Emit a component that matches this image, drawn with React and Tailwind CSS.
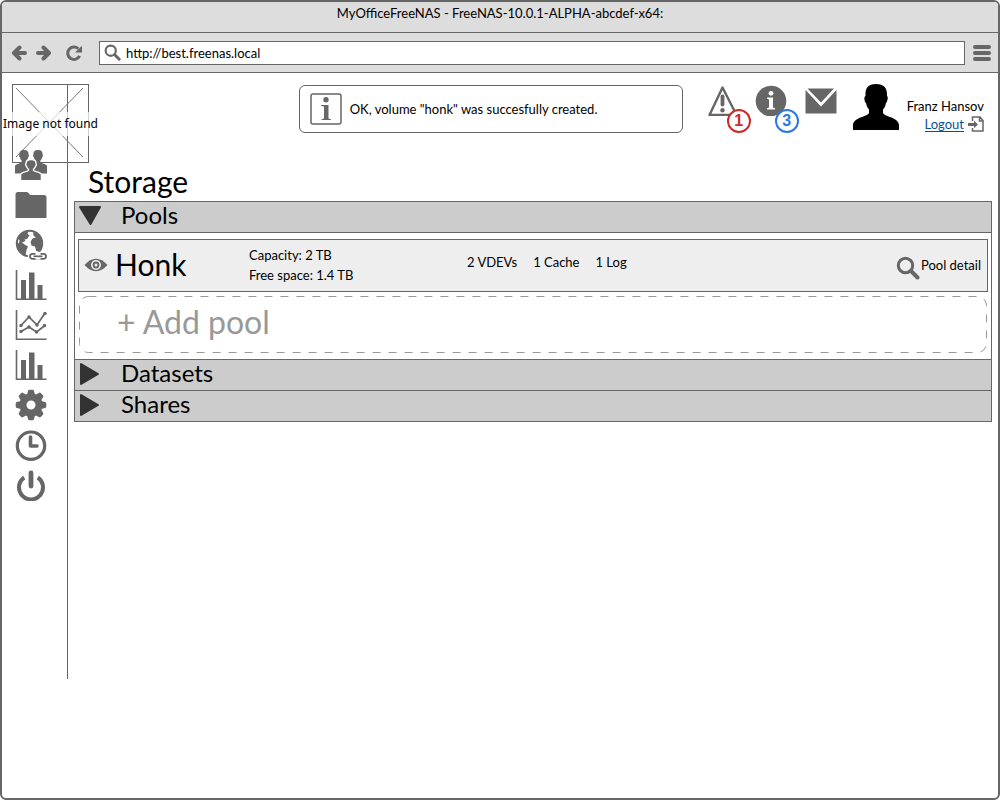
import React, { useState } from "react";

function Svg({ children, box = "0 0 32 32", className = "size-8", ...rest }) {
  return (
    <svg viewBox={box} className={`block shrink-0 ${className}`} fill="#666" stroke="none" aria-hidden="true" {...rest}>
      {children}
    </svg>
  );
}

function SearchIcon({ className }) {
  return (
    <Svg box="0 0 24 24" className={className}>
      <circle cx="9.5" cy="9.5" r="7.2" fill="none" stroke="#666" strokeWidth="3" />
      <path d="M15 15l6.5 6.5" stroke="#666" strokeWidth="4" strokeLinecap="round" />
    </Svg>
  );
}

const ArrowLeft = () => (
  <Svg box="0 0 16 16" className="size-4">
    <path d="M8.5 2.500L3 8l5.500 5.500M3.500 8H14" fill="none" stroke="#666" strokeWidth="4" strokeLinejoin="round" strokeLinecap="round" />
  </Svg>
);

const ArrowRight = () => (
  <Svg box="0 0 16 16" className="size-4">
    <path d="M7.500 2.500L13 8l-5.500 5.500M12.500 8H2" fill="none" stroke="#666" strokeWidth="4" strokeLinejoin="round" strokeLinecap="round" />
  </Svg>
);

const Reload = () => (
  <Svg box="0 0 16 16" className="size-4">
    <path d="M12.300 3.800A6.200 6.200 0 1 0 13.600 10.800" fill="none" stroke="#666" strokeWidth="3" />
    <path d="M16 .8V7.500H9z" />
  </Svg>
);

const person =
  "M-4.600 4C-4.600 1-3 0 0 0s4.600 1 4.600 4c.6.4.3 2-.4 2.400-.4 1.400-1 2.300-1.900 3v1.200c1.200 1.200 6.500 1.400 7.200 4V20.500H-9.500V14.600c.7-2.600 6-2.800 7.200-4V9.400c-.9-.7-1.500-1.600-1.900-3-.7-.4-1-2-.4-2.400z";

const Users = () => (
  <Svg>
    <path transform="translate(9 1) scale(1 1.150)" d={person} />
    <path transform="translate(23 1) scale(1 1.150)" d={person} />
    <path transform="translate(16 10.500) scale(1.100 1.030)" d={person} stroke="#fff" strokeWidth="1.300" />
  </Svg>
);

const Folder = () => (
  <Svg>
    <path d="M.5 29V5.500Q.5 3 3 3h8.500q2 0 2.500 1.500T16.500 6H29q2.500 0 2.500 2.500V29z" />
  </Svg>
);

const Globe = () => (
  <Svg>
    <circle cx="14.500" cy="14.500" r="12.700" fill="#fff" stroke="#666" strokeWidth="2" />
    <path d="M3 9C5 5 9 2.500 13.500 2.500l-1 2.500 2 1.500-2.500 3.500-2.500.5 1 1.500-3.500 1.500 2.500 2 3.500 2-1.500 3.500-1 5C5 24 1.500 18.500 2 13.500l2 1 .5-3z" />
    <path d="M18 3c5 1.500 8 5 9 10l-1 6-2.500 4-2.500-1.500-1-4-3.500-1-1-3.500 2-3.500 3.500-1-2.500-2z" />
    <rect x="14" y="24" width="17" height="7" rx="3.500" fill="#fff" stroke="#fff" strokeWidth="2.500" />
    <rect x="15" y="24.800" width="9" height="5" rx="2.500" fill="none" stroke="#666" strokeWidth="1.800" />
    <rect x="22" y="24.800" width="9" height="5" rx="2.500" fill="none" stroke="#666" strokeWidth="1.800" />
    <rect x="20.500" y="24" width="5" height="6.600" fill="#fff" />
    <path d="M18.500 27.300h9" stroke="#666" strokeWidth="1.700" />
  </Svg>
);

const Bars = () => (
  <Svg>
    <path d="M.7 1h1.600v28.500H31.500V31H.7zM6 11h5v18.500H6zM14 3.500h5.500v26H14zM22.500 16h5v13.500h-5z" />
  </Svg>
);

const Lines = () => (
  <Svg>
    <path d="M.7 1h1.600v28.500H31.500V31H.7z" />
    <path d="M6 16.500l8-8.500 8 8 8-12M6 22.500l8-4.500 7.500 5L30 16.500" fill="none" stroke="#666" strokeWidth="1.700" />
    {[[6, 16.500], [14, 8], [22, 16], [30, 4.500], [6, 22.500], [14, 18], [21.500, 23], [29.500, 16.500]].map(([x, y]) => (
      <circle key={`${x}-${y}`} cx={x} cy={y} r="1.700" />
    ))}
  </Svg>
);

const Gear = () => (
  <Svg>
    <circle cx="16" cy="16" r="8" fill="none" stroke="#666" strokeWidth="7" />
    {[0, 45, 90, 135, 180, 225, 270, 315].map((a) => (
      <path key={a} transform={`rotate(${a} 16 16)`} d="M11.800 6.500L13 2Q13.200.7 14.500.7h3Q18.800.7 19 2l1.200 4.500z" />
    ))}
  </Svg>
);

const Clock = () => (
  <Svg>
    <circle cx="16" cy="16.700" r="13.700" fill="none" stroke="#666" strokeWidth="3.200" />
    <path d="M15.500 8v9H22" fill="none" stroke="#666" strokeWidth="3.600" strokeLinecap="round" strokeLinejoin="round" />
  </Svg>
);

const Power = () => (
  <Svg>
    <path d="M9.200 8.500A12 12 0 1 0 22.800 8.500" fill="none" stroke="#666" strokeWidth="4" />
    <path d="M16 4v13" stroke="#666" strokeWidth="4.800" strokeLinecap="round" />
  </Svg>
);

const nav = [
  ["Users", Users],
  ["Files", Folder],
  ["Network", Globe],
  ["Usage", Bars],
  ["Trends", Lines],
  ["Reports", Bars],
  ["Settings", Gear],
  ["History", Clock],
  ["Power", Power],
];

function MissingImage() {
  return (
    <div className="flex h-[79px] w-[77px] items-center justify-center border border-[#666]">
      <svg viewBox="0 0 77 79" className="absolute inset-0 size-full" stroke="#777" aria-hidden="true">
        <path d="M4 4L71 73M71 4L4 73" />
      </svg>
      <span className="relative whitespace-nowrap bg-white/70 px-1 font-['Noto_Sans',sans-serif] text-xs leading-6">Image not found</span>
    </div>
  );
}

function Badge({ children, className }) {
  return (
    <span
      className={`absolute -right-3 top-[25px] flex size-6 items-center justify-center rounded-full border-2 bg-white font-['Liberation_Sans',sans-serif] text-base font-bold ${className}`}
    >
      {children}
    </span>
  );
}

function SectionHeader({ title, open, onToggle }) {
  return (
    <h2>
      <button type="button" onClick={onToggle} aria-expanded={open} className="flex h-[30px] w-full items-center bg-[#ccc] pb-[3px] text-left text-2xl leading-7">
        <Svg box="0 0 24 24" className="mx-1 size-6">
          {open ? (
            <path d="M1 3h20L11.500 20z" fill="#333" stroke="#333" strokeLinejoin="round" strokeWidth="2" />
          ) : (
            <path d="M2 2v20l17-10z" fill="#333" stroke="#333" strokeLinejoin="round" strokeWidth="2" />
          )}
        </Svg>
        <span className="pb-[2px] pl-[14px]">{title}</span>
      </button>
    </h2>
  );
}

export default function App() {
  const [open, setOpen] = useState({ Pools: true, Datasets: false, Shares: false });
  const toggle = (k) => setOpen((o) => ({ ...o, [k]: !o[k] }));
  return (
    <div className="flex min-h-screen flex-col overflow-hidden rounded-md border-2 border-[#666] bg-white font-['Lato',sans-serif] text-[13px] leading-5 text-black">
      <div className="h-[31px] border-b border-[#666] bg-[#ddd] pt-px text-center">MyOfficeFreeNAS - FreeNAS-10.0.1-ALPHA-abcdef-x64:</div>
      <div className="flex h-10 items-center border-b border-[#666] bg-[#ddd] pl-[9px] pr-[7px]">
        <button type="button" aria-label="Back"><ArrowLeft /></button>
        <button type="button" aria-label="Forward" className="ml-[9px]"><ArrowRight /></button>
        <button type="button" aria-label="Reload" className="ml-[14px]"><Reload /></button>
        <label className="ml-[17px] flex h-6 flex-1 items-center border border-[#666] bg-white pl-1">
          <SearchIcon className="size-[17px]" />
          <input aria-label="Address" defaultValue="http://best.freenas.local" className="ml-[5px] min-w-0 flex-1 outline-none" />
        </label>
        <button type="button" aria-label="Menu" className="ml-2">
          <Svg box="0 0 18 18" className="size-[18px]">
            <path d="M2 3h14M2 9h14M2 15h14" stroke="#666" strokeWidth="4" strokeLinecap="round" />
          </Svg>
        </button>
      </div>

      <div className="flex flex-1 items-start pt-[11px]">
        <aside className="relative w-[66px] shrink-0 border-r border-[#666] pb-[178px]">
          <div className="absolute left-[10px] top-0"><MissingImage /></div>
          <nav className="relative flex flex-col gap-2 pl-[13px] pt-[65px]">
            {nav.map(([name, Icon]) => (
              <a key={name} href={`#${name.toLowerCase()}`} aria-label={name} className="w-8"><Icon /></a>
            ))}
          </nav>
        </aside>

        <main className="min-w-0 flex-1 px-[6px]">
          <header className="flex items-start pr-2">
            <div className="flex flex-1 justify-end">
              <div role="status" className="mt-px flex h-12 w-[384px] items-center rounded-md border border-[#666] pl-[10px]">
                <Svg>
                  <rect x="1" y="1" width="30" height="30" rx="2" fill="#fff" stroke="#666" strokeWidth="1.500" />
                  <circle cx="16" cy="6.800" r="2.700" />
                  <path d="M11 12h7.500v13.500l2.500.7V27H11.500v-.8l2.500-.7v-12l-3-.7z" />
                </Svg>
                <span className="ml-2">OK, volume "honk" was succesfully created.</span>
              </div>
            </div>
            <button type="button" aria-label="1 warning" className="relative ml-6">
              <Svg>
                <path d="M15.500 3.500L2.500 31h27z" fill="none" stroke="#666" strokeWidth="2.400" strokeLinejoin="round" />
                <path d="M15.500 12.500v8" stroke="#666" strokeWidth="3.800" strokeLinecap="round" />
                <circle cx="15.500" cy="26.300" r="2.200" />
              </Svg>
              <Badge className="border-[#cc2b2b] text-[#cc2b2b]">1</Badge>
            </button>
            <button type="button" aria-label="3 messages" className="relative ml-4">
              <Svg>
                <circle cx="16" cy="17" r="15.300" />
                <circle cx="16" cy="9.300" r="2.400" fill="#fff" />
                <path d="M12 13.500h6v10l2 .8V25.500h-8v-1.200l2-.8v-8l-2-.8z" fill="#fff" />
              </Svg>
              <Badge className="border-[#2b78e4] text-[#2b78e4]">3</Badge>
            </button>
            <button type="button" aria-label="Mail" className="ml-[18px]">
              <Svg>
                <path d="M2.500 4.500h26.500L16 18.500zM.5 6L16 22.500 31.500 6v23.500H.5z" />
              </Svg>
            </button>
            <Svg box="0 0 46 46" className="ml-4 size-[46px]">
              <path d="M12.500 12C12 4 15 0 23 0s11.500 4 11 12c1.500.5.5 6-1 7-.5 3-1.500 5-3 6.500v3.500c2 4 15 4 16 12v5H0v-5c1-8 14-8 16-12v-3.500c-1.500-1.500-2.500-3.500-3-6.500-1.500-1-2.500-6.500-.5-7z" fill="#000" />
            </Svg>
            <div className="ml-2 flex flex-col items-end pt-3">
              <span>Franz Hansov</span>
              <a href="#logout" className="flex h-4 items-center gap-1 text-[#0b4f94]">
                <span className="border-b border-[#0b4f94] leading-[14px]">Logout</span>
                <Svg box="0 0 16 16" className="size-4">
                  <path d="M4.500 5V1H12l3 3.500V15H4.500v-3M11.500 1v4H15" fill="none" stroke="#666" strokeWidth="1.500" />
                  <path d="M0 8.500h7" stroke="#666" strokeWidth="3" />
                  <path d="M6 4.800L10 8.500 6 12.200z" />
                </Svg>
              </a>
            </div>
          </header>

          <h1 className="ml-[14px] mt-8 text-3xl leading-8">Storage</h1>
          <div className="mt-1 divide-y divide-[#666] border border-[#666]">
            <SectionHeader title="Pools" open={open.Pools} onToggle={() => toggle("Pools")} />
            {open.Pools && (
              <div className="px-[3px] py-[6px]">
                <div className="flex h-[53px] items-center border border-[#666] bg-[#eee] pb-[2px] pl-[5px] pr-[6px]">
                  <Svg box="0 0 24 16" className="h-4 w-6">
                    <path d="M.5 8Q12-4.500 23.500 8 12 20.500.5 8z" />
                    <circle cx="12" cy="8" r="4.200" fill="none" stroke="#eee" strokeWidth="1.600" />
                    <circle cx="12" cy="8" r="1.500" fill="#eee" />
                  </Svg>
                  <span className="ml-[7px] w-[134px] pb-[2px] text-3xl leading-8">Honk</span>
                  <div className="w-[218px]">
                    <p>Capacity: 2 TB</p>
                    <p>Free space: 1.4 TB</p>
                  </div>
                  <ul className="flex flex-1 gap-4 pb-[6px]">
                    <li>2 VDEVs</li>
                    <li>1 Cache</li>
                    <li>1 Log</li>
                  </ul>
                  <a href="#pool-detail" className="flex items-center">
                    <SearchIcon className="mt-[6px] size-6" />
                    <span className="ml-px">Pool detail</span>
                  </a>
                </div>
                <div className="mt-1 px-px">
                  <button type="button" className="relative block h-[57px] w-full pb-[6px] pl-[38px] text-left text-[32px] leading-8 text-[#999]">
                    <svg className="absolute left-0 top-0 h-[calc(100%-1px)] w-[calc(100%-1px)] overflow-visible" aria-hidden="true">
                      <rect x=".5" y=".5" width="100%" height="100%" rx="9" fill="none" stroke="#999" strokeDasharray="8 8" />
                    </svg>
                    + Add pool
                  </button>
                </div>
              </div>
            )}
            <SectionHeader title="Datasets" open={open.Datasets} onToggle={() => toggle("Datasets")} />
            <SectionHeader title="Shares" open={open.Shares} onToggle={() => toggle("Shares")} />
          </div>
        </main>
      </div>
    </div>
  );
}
┄┄┄┄┄┄
*WHAT YOU ARE ASKED TO DO*
Find every line that has "React" in it, then return those lines.

*FULL OUTPUT*
Emit a component that matches this image, drawn with React and Tailwind CSS.
import React, { useState } from "react";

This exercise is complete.